Sejumlah pengamat politik Turki meramalkan, perolehan suara AKP pada pemilu 2023 paling tinggi sekitar 30 persen hingga 35 persen. Artinya, jika prediksi itu menjadi kenyataan, AKP harus berkoalisi dengan oposisi untuk membentuk pemerintahan. Dan jika hal itu terjadi, pemilu 2023 akan menjadi awal hilangnya kekuasaan mutlak bagi AKP yang mereka cengkeram sejak pemilu parlemen 2002.
Erdogan dan para elite AKP kini tentu sudah memiliki kalkulasi kemungkinan terburuk pada pemilu 2023 dengan adanya perubahan konfigurasi peta politik di Turki melalui kehadiran DEVA dan Gelecek Partisi, semakin kuatnya CHP, dan kehadiran pemilih baru dari generasi milenial.
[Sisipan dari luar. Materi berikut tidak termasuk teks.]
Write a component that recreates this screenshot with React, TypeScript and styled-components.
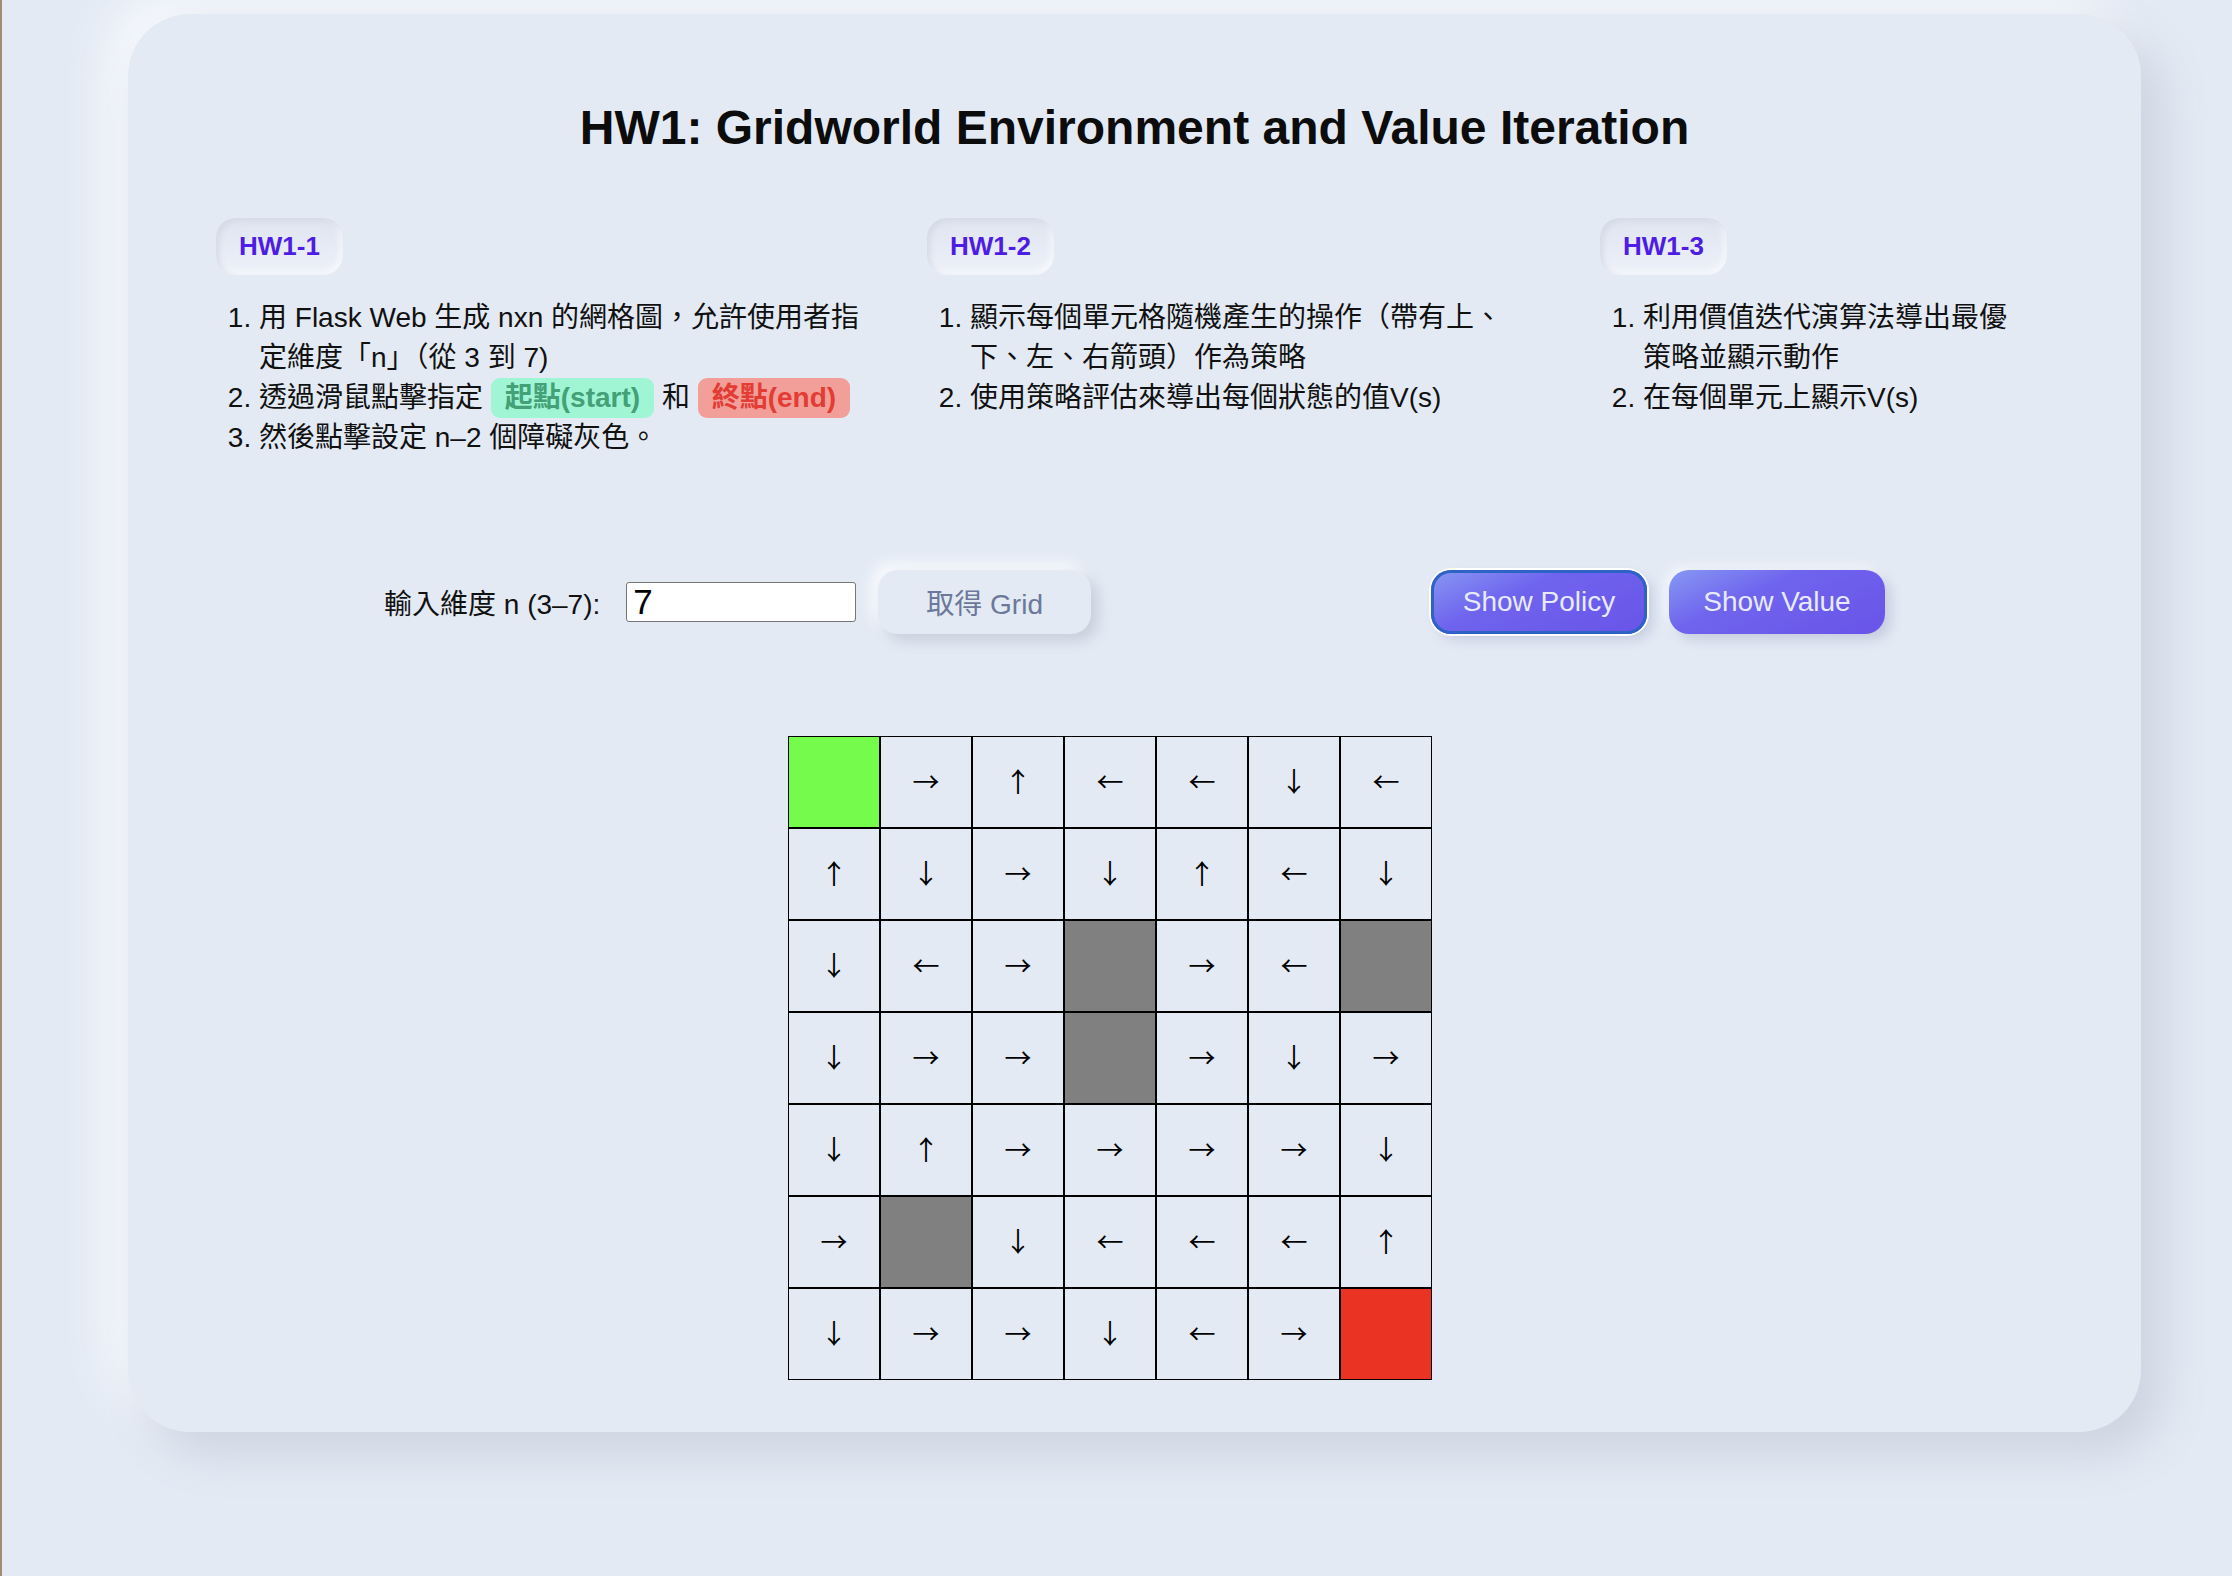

Sebaliknya, kubu oposisi yang kini berintikan dari DEVA, Gelecek Partisi, dan CHP, memiliki kalkulasi pula menghadapi pemilu 2023. Jika tiga partai oposisi tersebut bersatu dengan membangun koalisi, tidak mustahil mereka bisa menang atas AKP.
Tentu saja kini Erdogan dan para elite AKP butuh kebijakan populis untuk menghadapi pemilu 2023. Isu Hagia Sophia menjadi pilihan yang tepat saat ini untuk dijadikan salah satu kebijakan populis tersebut.
Kubu oposisi pun tidak mau ketinggalan kereta. Mereka juga beramai-ramai mendukung perubahan status Hagia Sophia dari museum menjadi masjid. Seorang tokoh partai oposisi CHP, Muharrem Ince, mengatakan bahwa Hagia Sophia berada di wilayah negara Turki, dan keputusan mengubah dari museum menjadi masjid adalah keputusan kedaulatan Turki.
Ketua Gelecek Partisi Ahmet Davutoglu menyebutkan bahwa perubahan status Hagia Sophia adalah impian sekian puluh tahun yang menjadi kenyataan. Ia mengatakan, sikap rasional dan bertanggung jawab dari Pemerintah Turki maupun kubu oposisi atas peristiwa besar itu patut mendapat apresiasi. Hal senada disampaikan oleh Ketua DEVA Ali Babacan, yang juga menyatakan dukungannya atas perubahan status Hagia Sophia tersebut.